Aim: Copy each line in which the string "React" occurs.

───

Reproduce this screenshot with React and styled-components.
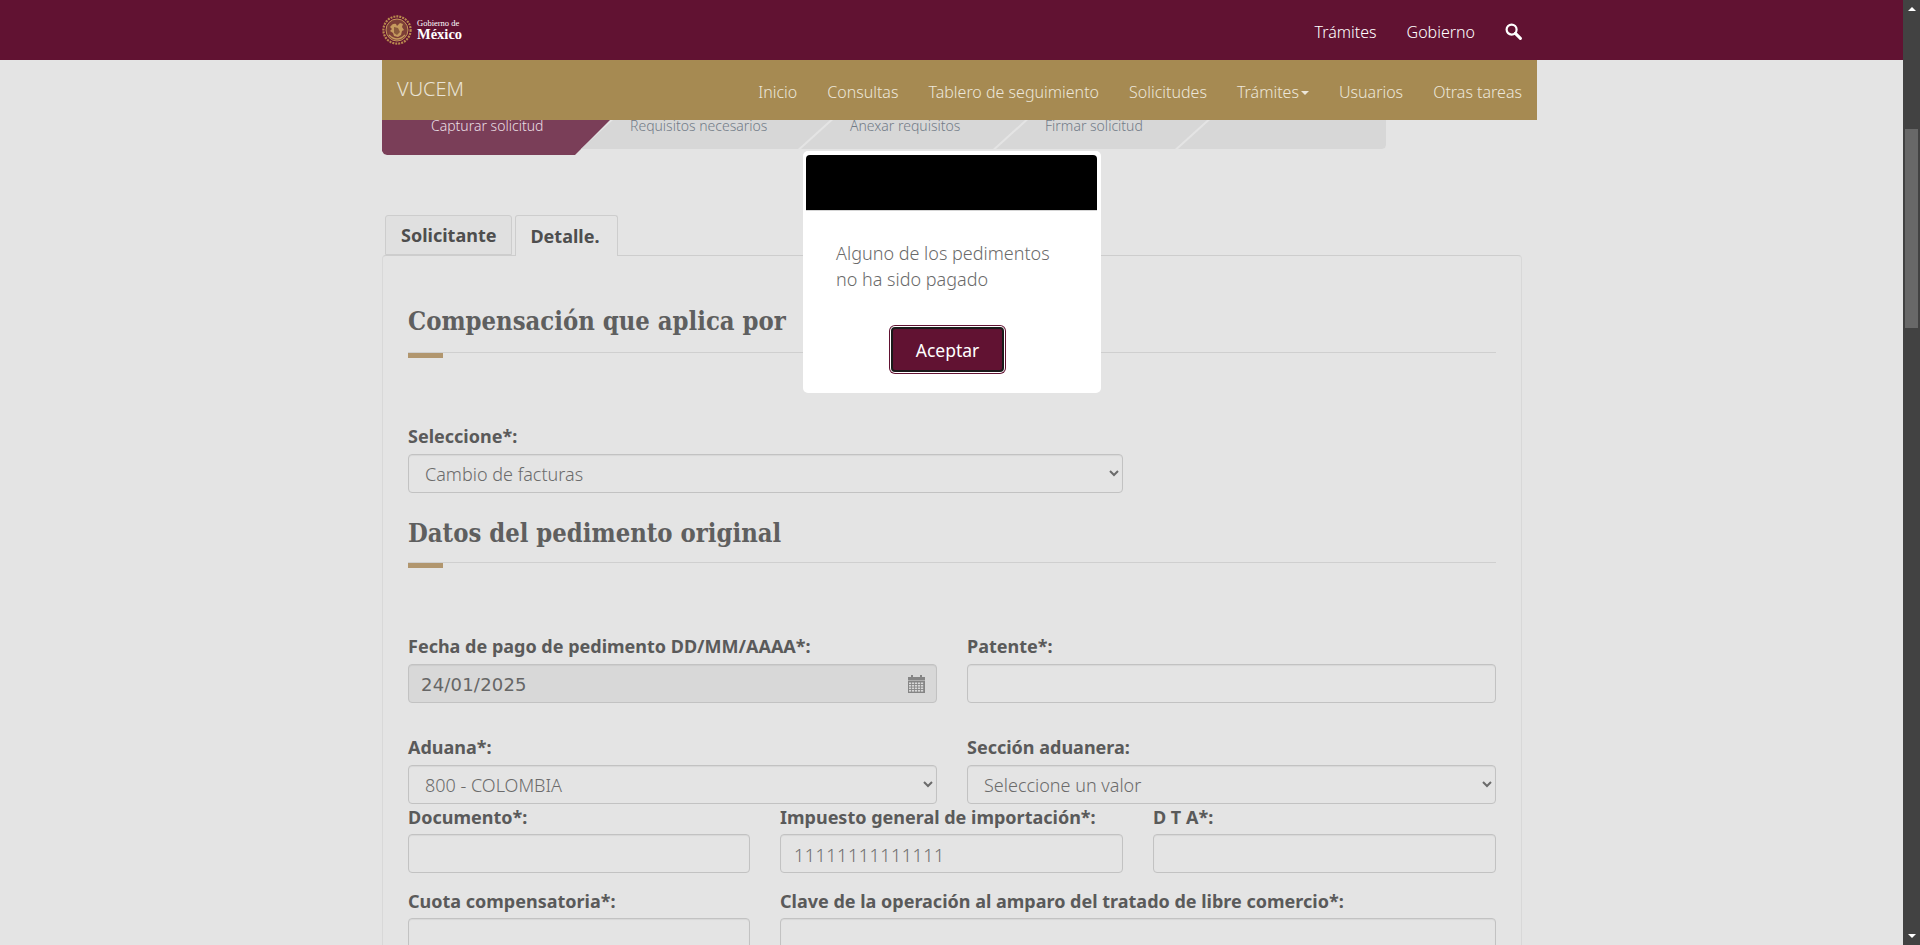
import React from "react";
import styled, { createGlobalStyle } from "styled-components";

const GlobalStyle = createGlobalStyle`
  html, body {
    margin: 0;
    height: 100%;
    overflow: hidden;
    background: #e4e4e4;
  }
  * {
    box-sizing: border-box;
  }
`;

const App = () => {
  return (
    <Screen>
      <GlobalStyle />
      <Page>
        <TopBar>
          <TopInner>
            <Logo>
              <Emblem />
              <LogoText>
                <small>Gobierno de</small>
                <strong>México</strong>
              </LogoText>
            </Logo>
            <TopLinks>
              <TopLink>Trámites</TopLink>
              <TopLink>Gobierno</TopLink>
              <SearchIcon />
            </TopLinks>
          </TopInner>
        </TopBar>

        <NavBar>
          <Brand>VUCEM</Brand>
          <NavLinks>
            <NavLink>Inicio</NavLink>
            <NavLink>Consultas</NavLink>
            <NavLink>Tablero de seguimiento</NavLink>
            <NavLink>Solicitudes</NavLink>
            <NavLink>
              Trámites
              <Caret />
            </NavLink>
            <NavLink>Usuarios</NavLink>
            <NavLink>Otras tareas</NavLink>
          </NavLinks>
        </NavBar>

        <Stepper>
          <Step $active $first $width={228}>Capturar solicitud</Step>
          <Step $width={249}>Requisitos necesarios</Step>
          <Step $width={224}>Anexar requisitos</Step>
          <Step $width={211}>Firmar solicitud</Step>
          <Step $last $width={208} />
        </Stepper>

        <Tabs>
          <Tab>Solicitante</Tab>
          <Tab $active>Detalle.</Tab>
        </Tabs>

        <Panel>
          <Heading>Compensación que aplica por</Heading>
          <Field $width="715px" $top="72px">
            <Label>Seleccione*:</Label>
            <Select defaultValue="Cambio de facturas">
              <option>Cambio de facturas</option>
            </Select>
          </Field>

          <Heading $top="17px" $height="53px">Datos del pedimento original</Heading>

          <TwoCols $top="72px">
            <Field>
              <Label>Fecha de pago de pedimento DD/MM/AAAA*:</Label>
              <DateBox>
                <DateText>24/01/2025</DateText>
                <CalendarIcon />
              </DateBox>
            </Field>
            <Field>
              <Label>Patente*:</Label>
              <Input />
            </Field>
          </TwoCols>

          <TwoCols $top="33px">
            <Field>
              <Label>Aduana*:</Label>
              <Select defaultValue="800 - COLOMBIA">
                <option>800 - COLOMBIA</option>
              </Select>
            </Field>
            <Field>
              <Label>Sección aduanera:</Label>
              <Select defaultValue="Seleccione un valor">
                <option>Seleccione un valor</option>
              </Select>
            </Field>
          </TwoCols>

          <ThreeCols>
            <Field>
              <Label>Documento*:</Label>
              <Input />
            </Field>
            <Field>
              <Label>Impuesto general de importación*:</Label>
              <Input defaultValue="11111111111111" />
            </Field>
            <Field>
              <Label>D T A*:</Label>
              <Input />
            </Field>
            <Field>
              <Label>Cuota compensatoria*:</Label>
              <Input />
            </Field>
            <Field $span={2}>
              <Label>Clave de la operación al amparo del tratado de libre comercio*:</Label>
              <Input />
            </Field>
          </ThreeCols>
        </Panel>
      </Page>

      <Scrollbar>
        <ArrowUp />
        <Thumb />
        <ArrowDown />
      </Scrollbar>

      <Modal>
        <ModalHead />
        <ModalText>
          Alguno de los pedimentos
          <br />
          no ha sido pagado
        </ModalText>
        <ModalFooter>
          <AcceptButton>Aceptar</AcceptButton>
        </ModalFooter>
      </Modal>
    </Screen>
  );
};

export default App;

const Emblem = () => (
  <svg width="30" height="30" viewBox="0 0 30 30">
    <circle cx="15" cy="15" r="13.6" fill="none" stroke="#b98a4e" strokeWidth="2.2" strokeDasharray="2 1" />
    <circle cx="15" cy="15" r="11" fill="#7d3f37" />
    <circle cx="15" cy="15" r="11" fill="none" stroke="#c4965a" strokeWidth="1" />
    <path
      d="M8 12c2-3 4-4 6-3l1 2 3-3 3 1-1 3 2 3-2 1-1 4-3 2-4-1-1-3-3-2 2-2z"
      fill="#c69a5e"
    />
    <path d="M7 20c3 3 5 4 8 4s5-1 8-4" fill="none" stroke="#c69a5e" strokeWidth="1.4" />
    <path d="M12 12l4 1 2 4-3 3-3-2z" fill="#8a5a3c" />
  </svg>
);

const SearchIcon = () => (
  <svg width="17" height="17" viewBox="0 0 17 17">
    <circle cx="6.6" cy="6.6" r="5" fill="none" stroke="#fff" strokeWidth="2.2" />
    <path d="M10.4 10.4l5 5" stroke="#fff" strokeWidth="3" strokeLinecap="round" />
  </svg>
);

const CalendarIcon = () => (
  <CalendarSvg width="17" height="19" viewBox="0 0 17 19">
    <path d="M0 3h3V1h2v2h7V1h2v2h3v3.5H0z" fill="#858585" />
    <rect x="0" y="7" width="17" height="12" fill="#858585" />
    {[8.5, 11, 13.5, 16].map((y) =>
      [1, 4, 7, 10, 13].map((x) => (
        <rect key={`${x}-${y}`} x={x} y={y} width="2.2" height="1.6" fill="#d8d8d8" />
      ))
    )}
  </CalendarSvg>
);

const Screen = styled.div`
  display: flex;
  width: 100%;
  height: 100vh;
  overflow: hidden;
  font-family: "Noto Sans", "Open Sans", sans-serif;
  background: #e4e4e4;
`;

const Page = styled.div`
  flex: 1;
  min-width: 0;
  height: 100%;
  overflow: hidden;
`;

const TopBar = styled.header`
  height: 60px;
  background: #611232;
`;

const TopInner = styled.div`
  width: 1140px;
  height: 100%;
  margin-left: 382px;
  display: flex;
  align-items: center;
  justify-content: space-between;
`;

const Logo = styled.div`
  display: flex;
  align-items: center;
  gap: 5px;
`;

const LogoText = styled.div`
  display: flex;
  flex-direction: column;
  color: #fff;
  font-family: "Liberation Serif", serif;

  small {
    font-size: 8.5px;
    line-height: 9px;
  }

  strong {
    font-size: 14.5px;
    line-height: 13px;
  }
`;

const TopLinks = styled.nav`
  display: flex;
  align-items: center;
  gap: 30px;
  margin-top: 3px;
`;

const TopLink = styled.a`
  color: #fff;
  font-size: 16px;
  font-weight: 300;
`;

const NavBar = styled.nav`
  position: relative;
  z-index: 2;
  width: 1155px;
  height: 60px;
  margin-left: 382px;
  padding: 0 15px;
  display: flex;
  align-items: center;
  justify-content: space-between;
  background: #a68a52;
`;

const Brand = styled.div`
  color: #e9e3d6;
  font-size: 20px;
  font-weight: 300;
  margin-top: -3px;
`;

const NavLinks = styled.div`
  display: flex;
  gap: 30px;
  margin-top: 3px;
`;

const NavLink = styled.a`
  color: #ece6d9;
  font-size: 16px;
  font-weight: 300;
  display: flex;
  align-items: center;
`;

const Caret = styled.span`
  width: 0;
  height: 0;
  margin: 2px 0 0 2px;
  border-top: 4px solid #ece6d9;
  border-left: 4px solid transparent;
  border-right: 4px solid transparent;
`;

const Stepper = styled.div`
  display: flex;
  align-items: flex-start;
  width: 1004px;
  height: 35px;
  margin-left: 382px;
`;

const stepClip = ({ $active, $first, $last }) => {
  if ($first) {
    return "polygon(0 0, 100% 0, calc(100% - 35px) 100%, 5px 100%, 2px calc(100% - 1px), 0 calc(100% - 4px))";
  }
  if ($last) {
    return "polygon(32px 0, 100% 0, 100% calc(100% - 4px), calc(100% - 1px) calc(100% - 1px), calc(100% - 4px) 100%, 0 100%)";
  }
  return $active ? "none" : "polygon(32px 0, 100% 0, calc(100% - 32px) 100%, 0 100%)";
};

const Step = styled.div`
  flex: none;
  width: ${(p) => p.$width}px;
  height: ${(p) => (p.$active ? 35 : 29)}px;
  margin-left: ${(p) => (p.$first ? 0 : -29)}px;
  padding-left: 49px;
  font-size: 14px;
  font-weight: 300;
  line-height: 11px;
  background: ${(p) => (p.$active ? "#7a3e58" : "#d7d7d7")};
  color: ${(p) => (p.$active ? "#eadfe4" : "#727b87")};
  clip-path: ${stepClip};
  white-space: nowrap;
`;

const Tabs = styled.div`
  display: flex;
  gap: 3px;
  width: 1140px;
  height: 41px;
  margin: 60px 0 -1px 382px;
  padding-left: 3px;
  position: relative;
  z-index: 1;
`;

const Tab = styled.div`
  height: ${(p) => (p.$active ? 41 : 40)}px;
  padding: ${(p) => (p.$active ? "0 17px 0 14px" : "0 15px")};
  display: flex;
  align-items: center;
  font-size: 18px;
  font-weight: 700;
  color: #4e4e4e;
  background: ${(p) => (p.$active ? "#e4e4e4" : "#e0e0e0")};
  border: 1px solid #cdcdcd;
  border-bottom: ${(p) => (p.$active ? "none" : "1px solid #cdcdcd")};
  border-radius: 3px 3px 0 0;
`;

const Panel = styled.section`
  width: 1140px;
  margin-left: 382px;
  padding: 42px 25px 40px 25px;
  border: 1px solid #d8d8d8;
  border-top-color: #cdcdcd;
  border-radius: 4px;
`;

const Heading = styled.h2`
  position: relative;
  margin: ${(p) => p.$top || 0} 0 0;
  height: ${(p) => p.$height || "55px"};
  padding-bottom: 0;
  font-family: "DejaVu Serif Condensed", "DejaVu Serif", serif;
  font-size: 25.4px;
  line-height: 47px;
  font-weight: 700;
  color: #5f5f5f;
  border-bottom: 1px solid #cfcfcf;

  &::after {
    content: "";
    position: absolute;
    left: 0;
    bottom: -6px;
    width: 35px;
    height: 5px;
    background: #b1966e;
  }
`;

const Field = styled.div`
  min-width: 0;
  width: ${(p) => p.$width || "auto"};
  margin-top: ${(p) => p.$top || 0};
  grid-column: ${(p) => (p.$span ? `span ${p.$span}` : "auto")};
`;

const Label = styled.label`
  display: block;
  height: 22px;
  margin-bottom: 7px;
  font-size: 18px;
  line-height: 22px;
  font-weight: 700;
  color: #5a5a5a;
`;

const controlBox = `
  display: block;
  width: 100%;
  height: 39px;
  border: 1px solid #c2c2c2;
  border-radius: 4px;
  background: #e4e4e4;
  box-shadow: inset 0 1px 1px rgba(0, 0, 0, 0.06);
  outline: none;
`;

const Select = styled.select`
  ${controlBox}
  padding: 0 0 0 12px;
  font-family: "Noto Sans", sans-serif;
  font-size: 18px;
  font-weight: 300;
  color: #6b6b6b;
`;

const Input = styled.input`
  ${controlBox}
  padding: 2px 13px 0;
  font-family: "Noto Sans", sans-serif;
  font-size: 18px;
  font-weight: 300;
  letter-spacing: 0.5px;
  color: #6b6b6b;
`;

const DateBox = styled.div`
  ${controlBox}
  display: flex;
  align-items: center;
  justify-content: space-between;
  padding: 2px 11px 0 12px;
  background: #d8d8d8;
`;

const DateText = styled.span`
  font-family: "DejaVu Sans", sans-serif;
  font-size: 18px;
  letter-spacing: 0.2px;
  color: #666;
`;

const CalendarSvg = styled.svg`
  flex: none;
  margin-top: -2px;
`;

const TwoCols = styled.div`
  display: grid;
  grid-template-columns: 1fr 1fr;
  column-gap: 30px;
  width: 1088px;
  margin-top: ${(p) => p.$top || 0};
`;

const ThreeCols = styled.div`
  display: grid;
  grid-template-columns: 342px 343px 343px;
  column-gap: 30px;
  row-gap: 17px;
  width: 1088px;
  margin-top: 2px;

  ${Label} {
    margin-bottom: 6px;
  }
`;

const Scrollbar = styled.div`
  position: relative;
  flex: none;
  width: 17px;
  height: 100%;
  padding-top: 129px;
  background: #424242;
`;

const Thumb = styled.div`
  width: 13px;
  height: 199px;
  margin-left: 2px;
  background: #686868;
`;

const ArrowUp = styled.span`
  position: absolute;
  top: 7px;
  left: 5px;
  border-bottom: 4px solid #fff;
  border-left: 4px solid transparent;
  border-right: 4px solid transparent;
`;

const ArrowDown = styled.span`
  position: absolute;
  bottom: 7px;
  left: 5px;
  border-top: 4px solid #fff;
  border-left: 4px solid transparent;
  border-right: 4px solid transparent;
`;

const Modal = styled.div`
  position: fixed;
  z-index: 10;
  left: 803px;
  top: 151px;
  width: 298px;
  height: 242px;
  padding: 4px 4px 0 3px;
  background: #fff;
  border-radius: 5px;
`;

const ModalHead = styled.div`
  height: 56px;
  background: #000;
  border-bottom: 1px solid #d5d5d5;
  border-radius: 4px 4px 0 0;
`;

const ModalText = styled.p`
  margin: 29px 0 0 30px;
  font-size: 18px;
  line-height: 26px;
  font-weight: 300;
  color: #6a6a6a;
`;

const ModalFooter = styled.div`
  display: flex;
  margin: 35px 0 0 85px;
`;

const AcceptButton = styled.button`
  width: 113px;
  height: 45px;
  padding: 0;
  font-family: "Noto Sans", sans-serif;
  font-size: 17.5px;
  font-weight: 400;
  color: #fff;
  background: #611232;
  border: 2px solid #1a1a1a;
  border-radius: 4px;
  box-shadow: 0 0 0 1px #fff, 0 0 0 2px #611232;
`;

───

Exercise answer:
Reproduce this screenshot with React and styled-components.
import React from "react";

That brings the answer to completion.